Para las calandrias, toda relación que establecen es causa bélica, es decir motivo de guerra. Y tienen una garganta sensible y reproducen el canto de todos los pájaros, eran los más bellos, y los más dulces. Pero no tienen un canto propio.
Ella enseñorea a fuerza de coraje donde se le ocurra sentar sus reales.
El patio de mi casa ha sido elegido por las calandrias, en los árboles que lo rodean por lo tanto es raro que yo pueda escuchar otros cantos: el de las tacuaritas, los jilgueros o las corbatitas, que son muy armoniosos. Pero a veces, el milagro sucede.
Al final del terreno, próximo a un inmenso tunal que plantara mi madre y que da dulcísimos frutos, mi hermano ha puesto un palo borracho, que un amigo me trajera de Puerto Gaboto. Cabía en una maceta minúscula, yo lo llevé dentro de una cajita de cartón de no más de 20 cm. Mi hermano lo fue cambiando de recipiente, esporádicamente, cada vez a uno más grande y luego lo plantó allí.

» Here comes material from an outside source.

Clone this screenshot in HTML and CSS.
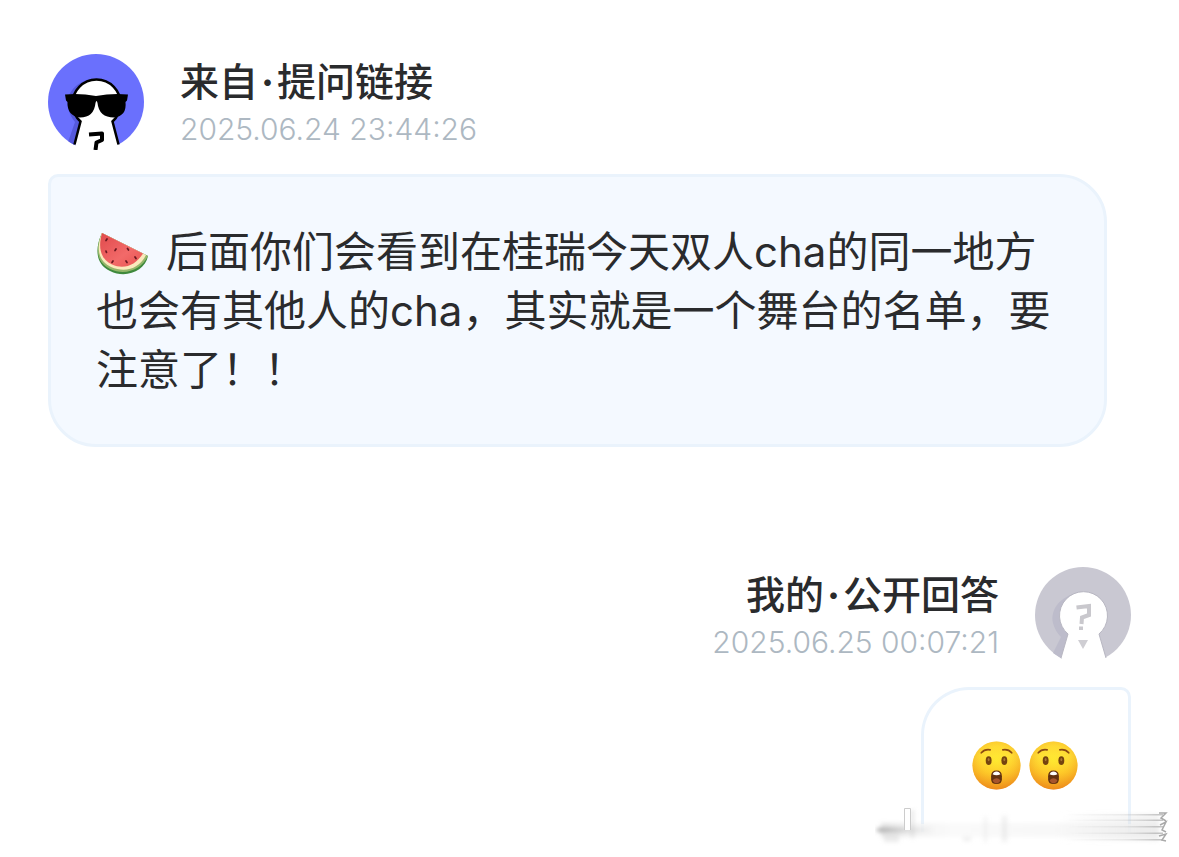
FILE: index.html
```html
<!DOCTYPE html>
<html lang="zh-CN">
<head>
<meta charset="utf-8">
<meta name="viewport" content="width=device-width, initial-scale=1">
<title>提问与回答</title>
<link rel="stylesheet" href="styles.css">
</head>
<body>
<main class="thread">
  <article class="message">
    <header class="sender">
      <svg class="avatar" viewBox="0 0 96 96" aria-hidden="true">
        <defs><clipPath id="disc"><circle cx="48" cy="48" r="48"/></clipPath></defs>
        <circle cx="48" cy="48" r="48" fill="#6a70fd"/>
        <g clip-path="url(#disc)">
          <path d="M42 25C26 29 17 42 20 54Q22 62 27 68L19 91H30L40 60Z" fill="#5559dc"/>
        </g>
        <path d="M26.500 90L32.500 67.500A24 24 0 1 1 64.500 67.500L70.500 90L65 96H31Z" fill="#fff"/>
        <path d="M26.500 90.500L32.500 67.500A24 24 0 1 1 64.500 67.500L70.500 90.500" fill="none" stroke="#000" stroke-width="2.500"/>
        <path d="M17 40.500Q32 39 48 42Q64 39 80 40.500L79 46.500L77.500 48Q79 62 66 63.500Q51 63.500 49.500 49Q48.500 45 47.500 49Q46 63.500 32 63.500Q19 62 19.500 48L18 46.500Z" fill="#000"/>
        <path d="M41 80.500L54 79.500V86L48.500 88.500L47.500 96" fill="none" stroke="#000" stroke-width="4" stroke-linejoin="round"/>
      </svg>
      <div class="meta">
        <h2 class="title">来自<span class="dot">·</span>提问链接</h2>
        <time class="date" datetime="2025-06-24T23:44:26">2025.06.24 23:44:26</time>
      </div>
    </header>
    <p class="bubble question"><svg class="melon" viewBox="0 0 54 46" role="img" aria-label="西瓜">
        <defs>
          <linearGradient id="flesh" x1="0" y1="0" x2="1" y2="1"><stop offset="0" stop-color="#e04a4c"/><stop offset=".6" stop-color="#f26a69"/><stop offset="1" stop-color="#e85450"/></linearGradient>
        </defs>
        <path d="M6 2C-1 17-1 33 14 40C30 48 49 40 52 25Z" fill="#3f8a3d"/>
        <path d="M6 2C-1 17 0 31 14 38C29 45 45 39 52 25Z" fill="#94b76a"/>
        <path d="M6 2C0 17 2 30 15 36C29 42 43 38 50 24Z" fill="#fae9bc"/>
        <path d="M6 2C2 16 4 28 16 33.500C28 39 40 34 47 22.500Z" fill="url(#flesh)"/>
        <g stroke="#6b1720" stroke-width="1.700" stroke-linecap="round"><path d="M11 8l-1 1.500M10 20l.5 1.500M20 18l-1 1.500M31.500 17.500l1 1.500M17 30l-1 1.500M30 30l1 1.500M39 26l1 1.500"/></g>
      </svg>后面你们会看到在桂瑞今天双人cha的同一地方也会有其他人的cha，其实就是一个舞台的名单，要注意了！！</p>
  </article>

  <article class="message reply">
    <header class="sender">
      <svg class="avatar" viewBox="0 0 96 96" aria-hidden="true">
        <circle cx="48" cy="48" r="48" fill="#c9c8d2"/>
        <path d="M43 26C25 29 15 43 18 56Q20 64 26 70L18 86L27 92L36 66Z" fill="#bdbccb"/>
        <path d="M26 91L33 67A24 24 0 1 1 64 67L71 91L65 96H32Z" fill="#fff"/>
        <path d="M26 91L33 67A24 24 0 1 1 64 67L71 91" fill="none" stroke="#b8b7c2" stroke-width="1"/>
        <path d="M41.500 40.500L54 39V48L47 50.500L46.500 57M46 59.500V63" fill="none" stroke="#c9c8cd" stroke-width="4"/>
        <path d="M43 73H53L48 82Z" fill="#cfced3"/>
      </svg>
      <div class="meta">
        <h2 class="title">我的<span class="dot">·</span>公开回答</h2>
        <time class="date" datetime="2025-06-25T00:07:21">2025.06.25 00:07:21</time>
      </div>
    </header>
    <div class="preview">
      <p class="bubble answer">
        <svg class="face" viewBox="0 0 50 50" role="img" aria-label="惊讶">
          <defs>
            <linearGradient id="skin" x1="0" y1="0" x2="0" y2="1"><stop offset="0" stop-color="#ffcf38"/><stop offset=".3" stop-color="#ffdc3a"/><stop offset=".65" stop-color="#fdb825"/><stop offset="1" stop-color="#ee8119"/></linearGradient>
            <radialGradient id="glow" cx=".5" cy=".4" r=".6"><stop offset="0" stop-color="#fff12e" stop-opacity=".7"/><stop offset=".5" stop-color="#ffe32e" stop-opacity=".4"/><stop offset="1" stop-color="#ec901d" stop-opacity=".6"/></radialGradient>
            <g id="astonished">
              <circle cx="25" cy="25" r="24.500" fill="url(#skin)"/>
              <circle cx="25" cy="25" r="24.500" fill="url(#glow)"/>
              <path d="M9.500 12Q13 8 18.500 9M31.500 9Q37 8 40.500 12" fill="none" stroke="#8b4b12" stroke-width="1.800" stroke-linecap="round"/>
              <ellipse cx="17" cy="20" rx="3" ry="4.500" fill="#74430f"/><ellipse cx="33" cy="20" rx="3" ry="4.500" fill="#74430f"/>
              <ellipse cx="17" cy="19" rx="1" ry="1.600" fill="#a77736"/><ellipse cx="33" cy="19" rx="1" ry="1.600" fill="#a77736"/>
              <path d="M19.500 36Q19.500 30 25 30T30.500 36V39Q30.500 44 25 44T19.500 39Z" fill="#62310f"/>
              <path d="M21 34Q22 31 25 31T29 34Q25 36 21 34Z" fill="#fff"/>
              <path d="M21 40Q25 36 29 40Q28 43 25 43T21 40Z" fill="#a6542c"/>
            </g>
          </defs>
          <use href="#astonished"/>
        </svg>
        <svg class="face" viewBox="0 0 50 50" role="img" aria-label="惊讶"><use href="#astonished"/></svg>
      </p>
      <svg class="smudge" viewBox="0 0 296 40" aria-hidden="true">
        <defs>
          <filter id="soft" x="-20%" y="-40%" width="140%" height="180%"><feGaussianBlur stdDeviation="2"/></filter>
          <linearGradient id="haze" x1="0" x2="1"><stop offset="0" stop-color="#aaa" stop-opacity=".35"/><stop offset=".12" stop-color="#ddd" stop-opacity=".35"/><stop offset=".25" stop-color="#eee" stop-opacity=".3"/><stop offset="1" stop-color="#ddd" stop-opacity=".3"/></linearGradient>
          <linearGradient id="streak" gradientUnits="userSpaceOnUse" x1="190" y1="0" x2="288" y2="0"><stop offset="0" stop-color="#aaa" stop-opacity="0"/><stop offset=".6" stop-color="#aaa" stop-opacity=".2"/><stop offset="1" stop-color="#888" stop-opacity=".5"/></linearGradient>
          <linearGradient id="tail" x1="0" x2="1"><stop offset="0" stop-color="#777" stop-opacity=".6"/><stop offset="1" stop-color="#bbb" stop-opacity="0"/></linearGradient>
          <linearGradient id="veil" x1="0" x2="1"><stop offset="0" stop-color="#ddd" stop-opacity="0"/><stop offset="1" stop-color="#ddd" stop-opacity=".4"/></linearGradient>
        </defs>
        <rect x="44" y="18" width="220" height="12" fill="#fff" opacity=".7"/>
        <g filter="url(#soft)">
          <rect x="6" y="17" width="278" height="14" fill="url(#haze)"/>
          <rect x="2" y="22" width="60" height="4" fill="url(#tail)"/>
          <rect x="9" y="27" width="15" height="9" fill="#ddd" opacity=".6"/>
          <rect x="109" y="11" width="3" height="25" fill="#ccc" opacity=".25"/><rect x="127" y="10" width="5" height="26" fill="#ccc" opacity=".3"/><rect x="88" y="31" width="8" height="4" fill="#ddd" opacity=".5"/><rect x="180" y="8" width="104" height="27" fill="url(#veil)"/>
          <rect x="36" y="4" width="3" height="28" fill="#ccc" opacity=".5"/>
        </g>
        <path d="M29.500 24V2.500H35.500V24" fill="#fff" stroke="#ccc" stroke-width="1"/>
        <path d="M190 8H288V9.500H190ZM190 13.500H288V15H190ZM190 20H288V21.500H190ZM190 26.500H288V28H190ZM190 33H288V34.500H190Z" fill="url(#streak)"/>
        <path d="M284 7h7l-5 5 5 3M285 19l6-3-4 8 4 2M284 30l7-2-4 6 4 1" fill="none" stroke="#aaa" stroke-width="1.500"/>
      </svg>
    </div>
  </article>
</main>
</body>
</html>
```
FILE: styles.css
```css
* {
  box-sizing: border-box;
}

body {
  margin: 0;
  background: #fff;
  color: #2a2b2d;
  font-family: Inter, "Noto Sans CJK SC", sans-serif;
}

.thread {
  display: flex;
  flex-direction: column;
  gap: 120px;
  padding: 54px 48px 24px;
}

.message {
  display: flex;
  flex-direction: column;
  align-items: flex-start;
  gap: 24px;
  padding-right: 24px;
}

.sender {
  display: flex;
  gap: 36px;
}

.avatar {
  flex: none;
  width: 96px;
  height: 96px;
}

.meta {
  display: flex;
  flex-direction: column;
  gap: 2px;
}

.title {
  margin: 0;
  font-family: "Noto Sans CJK SC", sans-serif;
  font-size: 39px;
  font-weight: 500;
  line-height: 50px;
}

.dot {
  display: inline-block;
  width: 19px;
  font-family: Inter, sans-serif;
  font-weight: 700;
  text-align: center;
}

.date {
  color: #adb8c2;
  font-size: 30px;
  font-weight: 300;
  line-height: 40px;
}

.bubble {
  margin: 0;
  border: 3px solid #eaf3fc;
}

.question {
  width: 100%;
  padding: 45px;
  border-radius: 10px 48px 48px 48px;
  background: #f4f9ff;
  font-size: 42px;
  line-height: 59px;
}

.melon {
  width: 54px;
  height: 46px;
  margin-right: 16px;
  vertical-align: -10px;
}

.reply {
  align-items: flex-end;
  padding-right: 0;
}

.reply .sender {
  flex-direction: row-reverse;
}

.reply .meta {
  align-items: flex-end;
}

.preview {
  position: relative;
}

.answer {
  display: flex;
  gap: 8px;
  padding: 51px 50px 42px 48px;
  border-bottom: 0;
  border-radius: 48px 10px 0 0;
}

.face {
  width: 49px;
  height: 49px;
}

.smudge {
  position: absolute;
  right: -40px;
  bottom: -14px;
  width: 296px;
  height: 40px;
}
```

A los pocos días en la tierra, sus raíces se expandieron, las hojitas a recibir el sol y crecer, en fin ahora ya es un arbolito importante y pronto engrosará su cuerpo en madera y espinas y yo podré decir que tengo mi propio palo borracho, con sus florcitas violáceas expuestas a los vientos del sur.
De todos los árboles que se han ido secando en este tiempo, el que más siento es el aguaribay, que como dije más arriba fue destruido por serias tormentas. Y recuerdo cuando era árbol, estaba florecido de abejas, como el poema de Juanele Ortiz.
Es bellísimo ese poema y era bellísimo ver ese enjambre rodeando el tronco que rompió el vendaval y ahora es recuerdo que deja una expectativa dudosa. ¿Volverá mi aguaribay a ser árbol de nuevo y florecer en abejas como el poema del inolvidable "Juanele"?.